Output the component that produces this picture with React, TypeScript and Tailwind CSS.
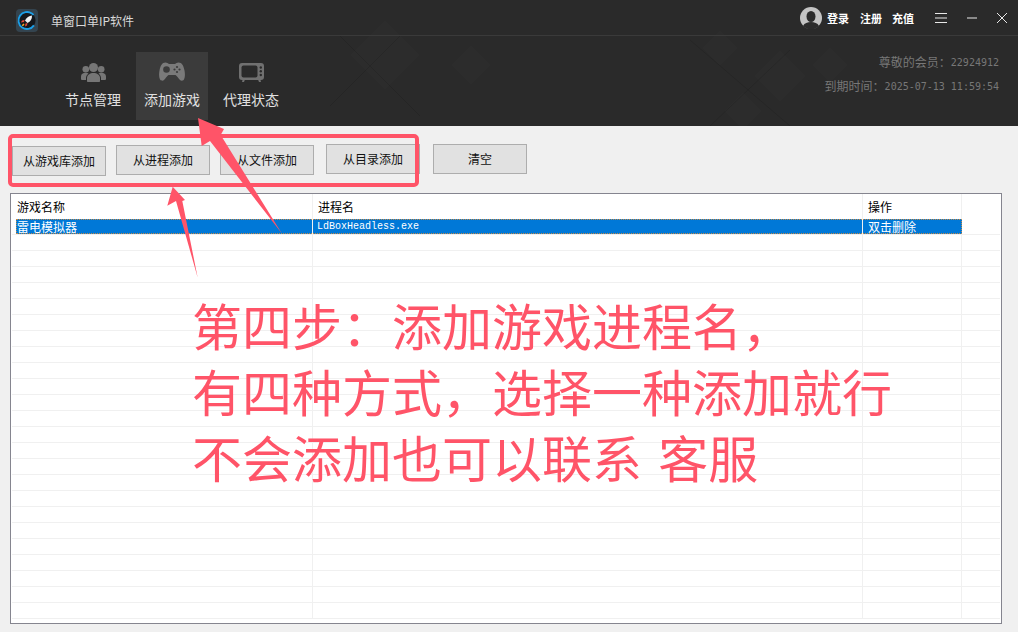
import React from 'react';

const buttons = [
  { label: '从游戏库添加', cls: 'mt-[20px] ml-0' },
  { label: '从进程添加', cls: 'mt-[19px] ml-[10px]' },
  { label: '从文件添加', cls: 'mt-[19px] ml-[10px]' },
  { label: '从目录添加', cls: 'mt-[18px] ml-[12px]' },
  { label: '清空', cls: 'mt-[18px] ml-[13px]' },
];

const emptyRows = Array.from({ length: 24 }, (_, i) => i);

const UsersIcon = () => (
  <svg width="25" height="19" viewBox="0 0 25 19" fill="#767676">
    <circle cx="4.800" cy="6.200" r="3.300" />
    <circle cx="20.200" cy="6.200" r="3.300" />
    <path d="M0 16v-2.500C0 11 2 9.800 4.800 9.800c1.200 0 2 .2 2.700.6-1.500 1.200-2.500 2.800-2.500 4.600v2H1.500C.6 17 0 16.700 0 16z" />
    <path d="M25 16v-2.500c0-2.500-2-3.700-4.800-3.700-1.200 0-2 .2-2.700.6 1.500 1.200 2.500 2.800 2.500 4.600v2h3.500c.9 0 1.500-.3 1.500-1z" />
    <circle cx="12.500" cy="4.500" r="4.500" />
    <path d="M7 19c-.6 0-1-.4-1-1v-3c0-3 3-5 6.500-5s6.500 2 6.500 5v3c0 .6-.4 1-1 1z" />
  </svg>
);

const GamepadIcon = () => (
  <svg width="26" height="20" viewBox="0 0 26 20">
    <path
      d="M6.500 .5C8 .5 9 1.500 10 2h6c1-.5 2-1.500 3.500-1.500 3.500 0 5 3 6 8 .5 3 .8 6-.5 9-1 1.500-3 1.500-4 .5-1.500-1.500-3-4-4.500-5H9.500C8 14 6.500 16.500 5 18c-1 1-3 1-4-.5-1.300-3-1-6-.5-9 1-5 2.500-8 6-8z"
      fill="#7a7a7a"
    />
    <circle cx="7.500" cy="7.500" r="3.300" fill="#3b3b3b" />
    <g fill="#3b3b3b">
      <circle cx="18" cy="5" r="1.100" />
      <circle cx="18" cy="10" r="1.100" />
      <circle cx="15.500" cy="7.500" r="1.100" />
      <circle cx="20.500" cy="7.500" r="1.100" />
    </g>
  </svg>
);

const TvIcon = () => (
  <svg width="25" height="19" viewBox="0 0 25 19" fill="#707070">
    <path d="M3 0h19a3 3 0 0 1 3 3v11a3 3 0 0 1-3 3h-.5l.5 2h-2l-.8-2H5.800L5 19H3l.5-2H3a3 3 0 0 1-3-3V3a3 3 0 0 1 3-3z" />
    <rect x="2.500" y="2.500" width="16" height="12" rx="2" fill="#2a2a2a" />
    <circle cx="21.800" cy="4.500" r="1.200" fill="#2a2a2a" />
    <circle cx="21.800" cy="8.300" r="1.200" fill="#2a2a2a" />
    <circle cx="21.800" cy="12" r="1.200" fill="#2a2a2a" />
  </svg>
);

const Logo = () => (
  <svg width="22" height="23" viewBox="0 0 22 23">
    <rect width="22" height="23" rx="4" fill="#34444f" />
    <circle cx="11" cy="11.500" r="8.500" fill="#15181c" stroke="#1b9fe8" strokeWidth="1.800" strokeDasharray="42 12" transform="rotate(35 11 11.500)" />
    <path d="M16 6.500c-3 .3-5.500 2-7 5l2.500 2.500c3-1.500 4.700-4 4.500-7.500z" fill="#f2f2f2" />
    <path d="M8.500 11 6 11.500l-1 2 3-.5zM11.500 14l-.5 2.500-2 1 .5-3z" fill="#e04a3c" />
    <path d="M7.500 14.500c-1 .5-1.500 1.500-1.500 2.500 1 0 2-.5 2.500-1.500z" fill="#f5a623" />
  </svg>
);

const Avatar = () => (
  <svg width="22" height="22" viewBox="0 0 22 22">
    <circle cx="11" cy="11" r="11" fill="#c4c4c4" />
    <ellipse cx="11" cy="9.500" rx="4.500" ry="5.500" fill="#2c2c2c" />
    <path d="M3 19c1.500-3 4.500-4 8-4s6.500 1 8 4a11 11 0 0 1-16 0z" fill="#2c2c2c" />
  </svg>
);

export default function App() {
  return (
    <div className="relative flex h-[632px] w-[1018px] flex-col overflow-hidden bg-[#f0f0f0] font-['Noto_Sans_CJK_SC',sans-serif]">
      <header className="relative h-[126px] shrink-0 overflow-hidden bg-[#2a2a2a]">
        {/* faint diamond texture behind the nav */}
        <svg className="absolute inset-0" width="1018" height="126" viewBox="0 0 1018 126">
          <g fill="#ffffff" fillOpacity="0.01">
            <path d="M471 45 491 65 471 85 451 65z" />
            <path d="M385 20 420 55 385 90 350 55z" />
            <path d="M720 30 738 48 720 66 702 48z" />
            <path d="M830 47 848 65 830 83 812 65z" />
            <path d="M743 92 762 111 743 130 724 111z" />
            <path d="M780 50 806 76 780 102 754 76z" />
          </g>
          <g stroke="#000000" strokeOpacity="0.1" fill="none">
            <path d="M340 36 420 116M400 36 330 106" />
            <path d="M690 40 790 126M790 50 710 126" />
          </g>
        </svg>

        <div className="relative flex h-[36px] items-center border-b border-[#3a3a3a] pl-[16px] pr-[11px]">
          <div className="mt-[5px] flex">
            <Logo />
          </div>
          <span className="ml-[13px] mt-[6px] text-[12px] text-[#d8d8d8]">单窗口单IP软件</span>
          <div className="ml-auto flex items-center">
            <Avatar />
            <span className="ml-[5px] mt-[2px] text-[11px] font-bold text-white">登录</span>
            <span className="ml-[11px] mt-[2px] text-[11px] font-bold text-white">注册</span>
            <span className="ml-[10px] mt-[2px] text-[11px] font-bold text-white">充值</span>
            <svg className="ml-[21px]" width="12" height="10" viewBox="0 0 12 10" stroke="#e8e8e8" strokeWidth="1">
              <path d="M0 .5h12M0 5h12M0 9.500h12" />
            </svg>
            <svg className="ml-[20px]" width="10" height="2" viewBox="0 0 10 2" stroke="#e8e8e8" strokeWidth="1">
              <path d="M0 1h10" />
            </svg>
            <svg className="ml-[20px]" width="10" height="10" viewBox="0 0 10 10" stroke="#e8e8e8" strokeWidth="1">
              <path d="m0 0 10 10M10 0 0 10" />
            </svg>
          </div>
        </div>

        <div className="relative flex items-start justify-between pr-[19px]">
          <nav className="ml-[57px] mt-[16px] flex gap-[7px]">
            <div className="flex h-[68px] w-[72px] flex-col items-center pt-[11px]">
              <UsersIcon />
              <span className="mt-[7px] text-[14px] leading-[20px] text-[#e0e0e0]">节点管理</span>
            </div>
            <div className="flex h-[68px] w-[72px] flex-col items-center bg-[#3b3b3b] pt-[10px]">
              <GamepadIcon />
              <span className="mt-[7px] text-[14px] leading-[20px] text-[#e0e0e0]">添加游戏</span>
            </div>
            <div className="flex h-[68px] w-[72px] flex-col items-center pt-[11px]">
              <TvIcon />
              <span className="mt-[7px] text-[14px] leading-[20px] text-[#e0e0e0]">代理状态</span>
            </div>
          </nav>
          <div className="mt-[17px] flex flex-col items-end gap-[6px] text-[12px] text-[#777777]">
            <div className="flex h-[18px] items-center">
              尊敬的会员：<span className="font-['DejaVu_Sans_Mono',monospace] text-[10px]">22924912</span>
            </div>
            <div className="flex h-[18px] items-center">
              到期时间：<span className="font-['DejaVu_Sans_Mono',monospace] text-[10px]">2025-07-13 11:59:54</span>
            </div>
          </div>
        </div>
      </header>

      <div className="flex h-[67px] shrink-0 items-start pl-[12px]">
        {buttons.map((b) => (
          <div
            key={b.label}
            className={`flex h-[30px] w-[94px] items-center justify-center border border-[#adadad] bg-[#e1e1e1] text-[12px] text-[#111111] ${b.cls}`}
          >
            {b.label}
          </div>
        ))}
      </div>

      <div className="mx-[10px] h-[431px] w-[992px] overflow-hidden border border-[#85858f] bg-white pl-[1px] pr-[1px]">
        <div className="flex h-[25px] items-center text-[12px] text-black">
          <div className="h-full w-[300px] pl-[5px] pt-[4px]">游戏名称</div>
          <div className="h-full w-[550px] border-l border-[#f0f0f0] pl-[5px] pt-[4px]">进程名</div>
          <div className="h-full w-[100px] border-x border-[#f0f0f0] pl-[5px] pt-[4px]">操作</div>
        </div>
        <div className="flex h-[16px] border-b border-[#f0f0f0]">
          <div className="ml-[4px] flex h-[15px] w-[946px] bg-[#0078d7] text-white outline-1 -outline-offset-1 outline-dotted outline-[#c28a4a]">
            <div className="w-[296px] pl-[1px] text-[12px] leading-[15px]">雷电模拟器</div>
            <div className="w-[550px] border-l border-[#f0f0f0] pl-[4px] font-['Liberation_Mono',monospace] text-[10px] leading-[16px]">
              LdBoxHeadless.exe
            </div>
            <div className="w-[100px] border-l border-[#f0f0f0] pl-[5px] text-[12px] leading-[15px]">双击删除</div>
          </div>
        </div>
        {emptyRows.map((i) => (
          <div key={i} className="flex h-[16px] border-b border-[#f0f0f0]">
            <div className="w-[300px]" />
            <div className="w-[550px] border-l border-[#f0f0f0]" />
            <div className="w-[100px] border-x border-[#f0f0f0]" />
          </div>
        ))}
      </div>

      {/* annotation drawn over the screenshot */}
      <svg className="pointer-events-none absolute inset-0" width="1018" height="632" viewBox="0 0 1018 632">
        <rect x="10" y="136" width="407" height="49" rx="3" fill="none" stroke="#ff5468" strokeWidth="4" />
        <path d="M198 118 224 129 220.700 135 281.700 233.300 210 141 201.700 146z" fill="#ff5468" />
        <path d="M172.700 186.700 185 200 182.300 201 197.700 277.700 176 201 167.300 205.700z" fill="#ff5468" />
      </svg>
      <div className="pointer-events-none absolute left-[192px] top-[291px] text-[50px] leading-[66px] whitespace-pre text-[#ff5468] [word-spacing:5px]">
        {'第四步：添加游戏进程名，\n有四种方式，选择一种添加就行\n不会添加也可以联系 客服'}
      </div>
    </div>
  );
}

- _Task to complete_: Repeat, word for word and with no pictures, only the lines running from the beginning of the data to the line that contains "import React from 'react';".

- _Finished exercise_:
Output the component that produces this picture with React, TypeScript and Tailwind CSS.
import React from 'react';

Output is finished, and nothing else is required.